# What is being asked
Scan the data below and pick out the lines containing the word "components".

# Dataset records
--------------------------------------------------

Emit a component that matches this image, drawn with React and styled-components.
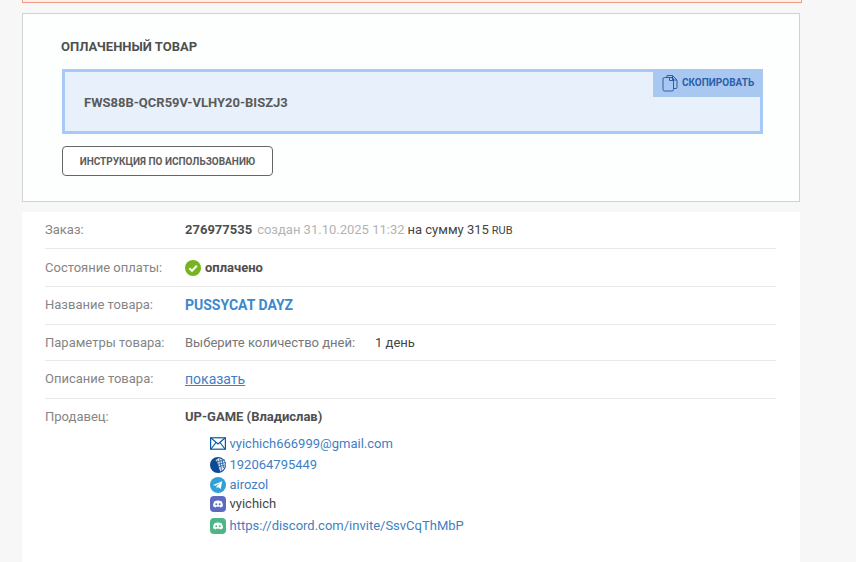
import React from "react";
import styled, { createGlobalStyle } from "styled-components";

const Global = createGlobalStyle`
  html, body { margin: 0; padding: 0; background: #f7f7f7; height: 562px; overflow: hidden; }
  body { font-family: Roboto, "Liberation Sans", sans-serif; color: #555; }
`;
const Page = styled.div`
  width: 780px; margin-left: 22px; height: 562px; overflow: hidden;
`;
const Alert = styled.div`
  height: 2px; background: #fdeee9; border: 1px solid #f19c86; border-top: none; margin-bottom: 10px;
`;
const Card = styled.section`
  width: 778px; height: 189px; box-sizing: border-box; background: #fdffff; border: 1px solid #cfd2d3;
  padding: 26px 36px 0 39px;
`;
const Title = styled.h2`
  margin: 0 0 15px -1px; font-size: 13px; line-height: 14px; font-weight: 700; color: #4f4f4f; text-transform: uppercase;
`;
const KeyBox = styled.div`
  position: relative; height: 65px; box-sizing: border-box; border: 3px solid #a6c9f8; background: #e8f1fb;
  padding: 21px 0 0 19px; font-size: 13px; line-height: 20px; font-weight: 700; color: #5a5a5a;
`;
const CopyButton = styled.div`
  position: absolute; top: -3px; right: -3px; width: 110px; height: 28px; background: #a8c8f1;
  display: flex; align-items: center; gap: 4px; padding-left: 9px; box-sizing: border-box;
  color: #2e5ea8; font-size: 10px; line-height: 12px; font-weight: 700;
`;
const Outline = styled.div`
  width: 211px; height: 30px; box-sizing: border-box; margin-top: 12px; border: 1px solid #666; border-radius: 4px;
  display: flex; align-items: center; justify-content: center;
  font-size: 10px; font-weight: 700; color: #5c5c5c; background: #fff;
`;
const Details = styled.section`
  width: 778px; height: 350px; margin-top: 10px; background: #fff; padding: 0 24px 0 23px; box-sizing: border-box;
`;
const Row = styled.div`
  display: flex; height: ${p => p.$h}px; box-sizing: border-box; border-bottom: ${p => p.$last ? "none" : "1px solid #eaeaea"};
  padding-top: ${p => p.$top}px; font-size: 13px; line-height: 18px;
`;
const Label = styled.div`
  width: 140px; flex: none; color: #858585;
`;
const Value = styled.div`
  display: flex; align-items: center; height: 18px; color: #444; white-space: pre;
`;
const OrderLine = styled.div`
  color: #444; white-space: pre; line-height: 18px;
`;
const OrderNo = styled.b`
  font-size: 13px; color: #4f4f4f; margin-right: 5px;
`;
const Muted = styled.span`
  color: #b3b3b3; margin-right: 3px;
`;
const Rub = styled.small`
  font-size: 11px; margin-left: 3px;
`;
const Paid = styled.b`
  color: #4f4f4f; margin-left: 4px;
`;
const Product = styled.a`
  color: #3d87cf; font-weight: 700; font-size: 14px;
`;
const ParamName = styled.span`
  color: #777; width: 190px;
`;
const ShowLink = styled.a`
  color: #3f80c4; font-size: 14px; text-decoration: underline;
`;
const Seller = styled.b`
  color: #4f4f4f; font-size: 13px;
`;
const Contacts = styled.div`
  margin: 7px 0 0 25px; display: flex; flex-direction: column;
`;
const Contact = styled.div`
  display: flex; align-items: center; gap: 3.5px; height: ${p => p.$h}px; color: ${p => p.$plain ? "#444" : "#3f80c4"};
  font-size: 13px; white-space: nowrap;
`;
const Sellers = styled.div`
  display: flex; flex-direction: column;
`;

const CopyIcon = () => (
  <svg width="16" height="18" viewBox="0 0 16 18" fill="none" stroke="#2e5ea8" strokeWidth="1">
    <path d="M5 3V1.500h5.500L15 6v7.500a1 1 0 0 1-1 1h-2" />
    <rect x="1" y="3.500" width="10.500" height="13.500" rx="1.500" />
    <path d="M7.500 3.500v3h4M10.500 1.500v4.500H15" />
  </svg>
);
const Check = () => (
  <svg width="16" height="16" viewBox="0 0 16 16">
    <circle cx="8" cy="8" r="8" fill="#76b51f" />
    <path d="M4.300 8.200 7 10.800l4.800-5" fill="none" stroke="#fff" strokeWidth="2" />
  </svg>
);
const Mail = () => (
  <svg width="16" height="13" viewBox="0 0 16 13" fill="none" stroke="#0a59a8" strokeWidth="1.200">
    <rect x=".6" y=".8" width="14.800" height="11.400" />
    <path d="m1 1 7 6 7-6M1 12l5-6.500M15 12l-5-6.500" />
  </svg>
);
const Wm = () => (
  <svg width="16" height="16" viewBox="0 0 16 16">
    <circle cx="8" cy="8" r="8" fill="#0b4a94" />
    <path d="M5.500 3 9 1l5 2 1.500 5-2 4.500-3 2-1.500-3-2-6z" fill="#dfe9f3" />
    <path d="M7 2.500l2 10M9.500 1.500l2 12M12 2l1.500 9M6 5l9-2M7 7.500l8.500-2M8 10l7-2" stroke="#0b4a94" strokeWidth=".7" />
  </svg>
);
const Tg = () => (
  <svg width="16" height="16" viewBox="0 0 16 16">
    <circle cx="8" cy="8" r="8" fill="#2fa0d8" />
    <path d="M3 8 12.200 4.300 10.800 12 8 10l-1.300 1.500L6.500 9.200 10.200 6 5.400 8.800z" fill="#fff" />
  </svg>
);
const Discord = ({ bg }) => (
  <svg width="16" height="16" viewBox="0 0 16 16">
    <rect width="16" height="16" rx="4" fill={bg} />
    <path d="M4.500 5.200C6.800 4.200 9.200 4.200 11.500 5.200 12.500 6.800 13 8.500 12.900 10.200 12 10.900 11 11.300 10.200 11.500L9.600 10.500C8.500 10.800 7.500 10.800 6.400 10.500L5.800 11.500C5 11.300 4 10.900 3.100 10.200 3 8.500 3.500 6.800 4.500 5.200z" fill="#fff" />
    <circle cx="6.300" cy="8.300" r="1" fill={bg} />
    <circle cx="9.700" cy="8.300" r="1" fill={bg} />
  </svg>
);

export default function App() {
  return (
    <>
      <Global />
      <Page>
        <Alert />
        <Card>
          <Title>Оплаченный товар</Title>
          <KeyBox>
            FWS88B-QCR59V-VLHY20-BISZJ3
            <CopyButton><CopyIcon />СКОПИРОВАТЬ</CopyButton>
          </KeyBox>
          <Outline>ИНСТРУКЦИЯ ПО ИСПОЛЬЗОВАНИЮ</Outline>
        </Card>
        <Details>
          <Row $h={37} $top={9}>
            <Label>Заказ:</Label>
            <OrderLine><OrderNo>276977535</OrderNo><Muted>создан 31.10.2025 11:32</Muted>на сумму 315<Rub>RUB</Rub></OrderLine>
          </Row>
          <Row $h={38} $top={10}>
            <Label>Состояние оплаты:</Label>
            <Value><Check /><Paid>оплачено</Paid></Value>
          </Row>
          <Row $h={38} $top={9}>
            <Label>Название товара:</Label>
            <Value><Product>PUSSYCAT DAYZ</Product></Value>
          </Row>
          <Row $h={36} $top={9}>
            <Label>Параметры товара:</Label>
            <Value><ParamName>Выберите количество дней:</ParamName>1 день</Value>
          </Row>
          <Row $h={38} $top={9}>
            <Label>Описание товара:</Label>
            <Value><ShowLink>показать</ShowLink></Value>
          </Row>
          <Row $h={150} $top={9} $last>
            <Label>Продавец:</Label>
            <Sellers>
              <Value><Seller>UP-GAME (Владислав)</Seller></Value>
              <Contacts>
                <Contact $h={21}><Mail />vyichich666999@gmail.com</Contact>
                <Contact $h={21}><Wm />192064795449</Contact>
                <Contact $h={19}><Tg />airozol</Contact>
                <Contact $h={20} $plain><Discord bg="#5c6bc0" />vyichich</Contact>
                <Contact $h={24}><Discord bg="#4db586" />https://discord.com/invite/SsvCqThMbP</Contact>
              </Contacts>
            </Sellers>
          </Row>
        </Details>
      </Page>
    </>
  );
}
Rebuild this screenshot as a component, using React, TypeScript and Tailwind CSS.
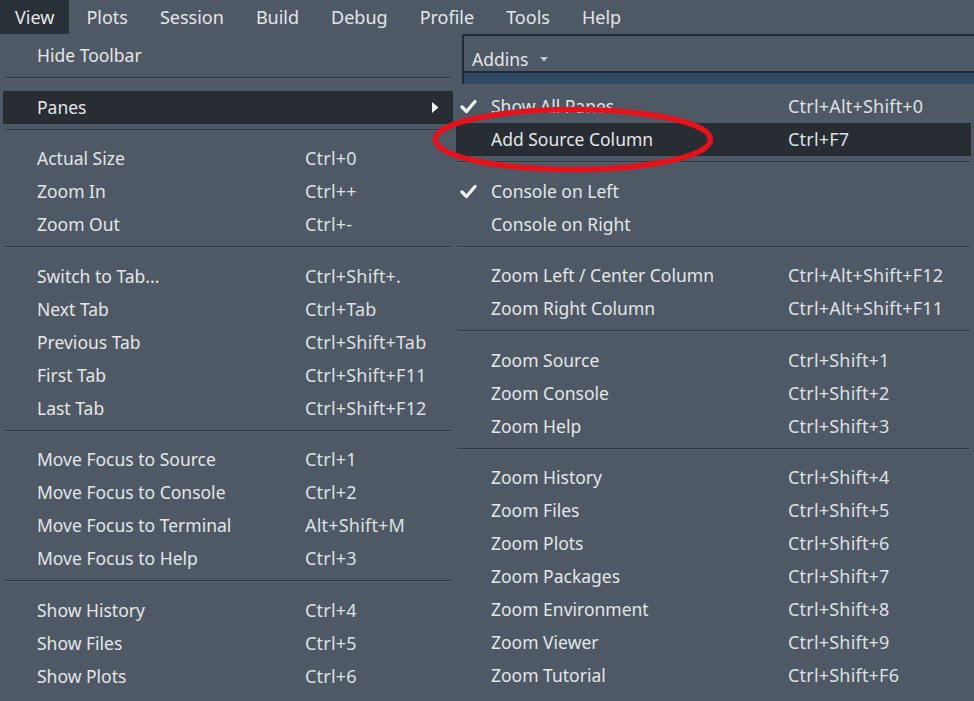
import React from 'react'

type Item = { label: string; keys?: string; sub?: boolean; active?: boolean; checked?: boolean }

const menuBar = ['View', 'Plots', 'Session', 'Build', 'Debug', 'Profile', 'Tools', 'Help']

const viewMenu: Item[][] = [
  [{ label: 'Hide Toolbar' }],
  [{ label: 'Panes', sub: true, active: true }],
  [
    { label: 'Actual Size', keys: 'Ctrl+0' },
    { label: 'Zoom In', keys: 'Ctrl++' },
    { label: 'Zoom Out', keys: 'Ctrl+-' },
  ],
  [
    { label: 'Switch to Tab...', keys: 'Ctrl+Shift+.' },
    { label: 'Next Tab', keys: 'Ctrl+Tab' },
    { label: 'Previous Tab', keys: 'Ctrl+Shift+Tab' },
    { label: 'First Tab', keys: 'Ctrl+Shift+F11' },
    { label: 'Last Tab', keys: 'Ctrl+Shift+F12' },
  ],
  [
    { label: 'Move Focus to Source', keys: 'Ctrl+1' },
    { label: 'Move Focus to Console', keys: 'Ctrl+2' },
    { label: 'Move Focus to Terminal', keys: 'Alt+Shift+M' },
    { label: 'Move Focus to Help', keys: 'Ctrl+3' },
  ],
  [
    { label: 'Show History', keys: 'Ctrl+4' },
    { label: 'Show Files', keys: 'Ctrl+5' },
    { label: 'Show Plots', keys: 'Ctrl+6' },
  ],
]

const panesMenu: Item[][] = [
  [
    { label: 'Show All Panes', keys: 'Ctrl+Alt+Shift+0', checked: true },
    { label: 'Add Source Column', keys: 'Ctrl+F7', active: true },
  ],
  [
    { label: 'Console on Left', checked: true },
    { label: 'Console on Right' },
  ],
  [
    { label: 'Zoom Left / Center Column', keys: 'Ctrl+Alt+Shift+F12' },
    { label: 'Zoom Right Column', keys: 'Ctrl+Alt+Shift+F11' },
  ],
  [
    { label: 'Zoom Source', keys: 'Ctrl+Shift+1' },
    { label: 'Zoom Console', keys: 'Ctrl+Shift+2' },
    { label: 'Zoom Help', keys: 'Ctrl+Shift+3' },
  ],
  [
    { label: 'Zoom History', keys: 'Ctrl+Shift+4' },
    { label: 'Zoom Files', keys: 'Ctrl+Shift+5' },
    { label: 'Zoom Plots', keys: 'Ctrl+Shift+6' },
    { label: 'Zoom Packages', keys: 'Ctrl+Shift+7' },
    { label: 'Zoom Environment', keys: 'Ctrl+Shift+8' },
    { label: 'Zoom Viewer', keys: 'Ctrl+Shift+9' },
    { label: 'Zoom Tutorial', keys: 'Ctrl+Shift+F6' },
  ],
]

const Check = () => (
  <svg width="17" height="15" viewBox="0 0 17 15" className="absolute left-[4px] top-[9px]">
    <path d="M2 8 L6.5 12.5 L15 2.5" fill="none" stroke="#f2f2f2" strokeWidth="3.2" strokeLinecap="round" strokeLinejoin="round" />
  </svg>
)

const Separator = () => (
  <div className="mx-[2px] pt-[5px] pb-[11.5px]">
    <div className="h-[1px] bg-[#2f363e]" />
    <div className="h-[1px] bg-[#58636e]" />
  </div>
)

const Row = ({ item, labelWidth, padLeft }: { item: Item; labelWidth: string; padLeft: string }) => (
  <div
    className={`relative flex h-[33px] items-center ${padLeft} ${item.active ? 'bg-[#272d33]' : ''}`}
  >
    {item.checked && <Check />}
    <div className={`${labelWidth} shrink-0`}>{item.label}</div>
    {item.keys && <div className="text-[18px] tracking-[0.2px] text-[#dde0e3]">{item.keys}</div>}
    {item.sub && (
      <svg width="7" height="11" viewBox="0 0 7 11" className="absolute right-[14px] top-[11px]">
        <path d="M0 0 L6.5 5.5 L0 11 Z" fill="#f0f0f0" />
      </svg>
    )}
  </div>
)

const Menu = ({ groups, labelWidth, padLeft }: { groups: Item[][]; labelWidth: string; padLeft: string }) => (
  <div className="flex flex-col">
    {groups.map((g, gi) => (
      <div key={gi}>
        {gi > 0 && <Separator />}
        {g.map((item) => (
          <Row key={item.label} item={item} labelWidth={labelWidth} padLeft={padLeft} />
        ))}
      </div>
    ))}
  </div>
)

export default function App() {
  return (
    <div
      className="relative h-[701px] w-[974px] overflow-hidden bg-[#4e5965] text-[17.5px] text-[#e4e6e8]"
      style={{ fontFamily: '"Noto Sans", "Open Sans", sans-serif' }}
    >
      {/* menu bar */}
      <div className="flex h-[34px] items-center text-[18px]">
        {menuBar.map((m, i) => (
          <div
            key={m}
            className={`flex h-full items-center pt-[1px] ${i === 0 ? 'mr-[1px] bg-[#2a3037] pl-[15px] pr-[15px]' : 'px-[16px]'}`}
          >
            {m}
          </div>
        ))}
      </div>

      <div className="flex">
        {/* View menu */}
        <div className="w-[453px] shrink-0 pl-[3px] pt-[5px]">
          <Menu groups={viewMenu} labelWidth="w-[268px]" padLeft="pl-[34px]" />
        </div>

        {/* right side: toolbar behind + Panes submenu */}
        <div className="flex-1">
          <div className="ml-[9px] border-l-2 border-t-2 border-[#222b34]">
            <div className="flex h-[37px] items-center border-b-2 border-[#1f2a35] pl-[8px] pt-[11px]">
              <span>Addins</span>
              <svg width="8" height="5" viewBox="0 0 8 5" className="ml-[12px]">
                <path d="M0 0 L8 0 L4 4.5 Z" fill="#c9ced3" />
              </svg>
            </div>
            <div className="h-[11px] bg-[#2f4a62]" />
          </div>
          <div className="pt-[6px] pl-[3px] pr-[3px]">
            <Menu groups={panesMenu} labelWidth="w-[297px]" padLeft="pl-[35px]" />
          </div>
        </div>
      </div>

      {/* annotation */}
      <svg width="290" height="72" viewBox="0 0 290 72" className="pointer-events-none absolute left-[430px] top-[104px]">
        <ellipse cx="143" cy="35.5" rx="137.5" ry="30" fill="none" stroke="#e5121b" strokeWidth="5.5" />
      </svg>
    </div>
  )
}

--------------------------------------------------

# Task solution
Emit a component that matches this image, drawn with React and styled-components.
import styled, { createGlobalStyle } from "styled-components";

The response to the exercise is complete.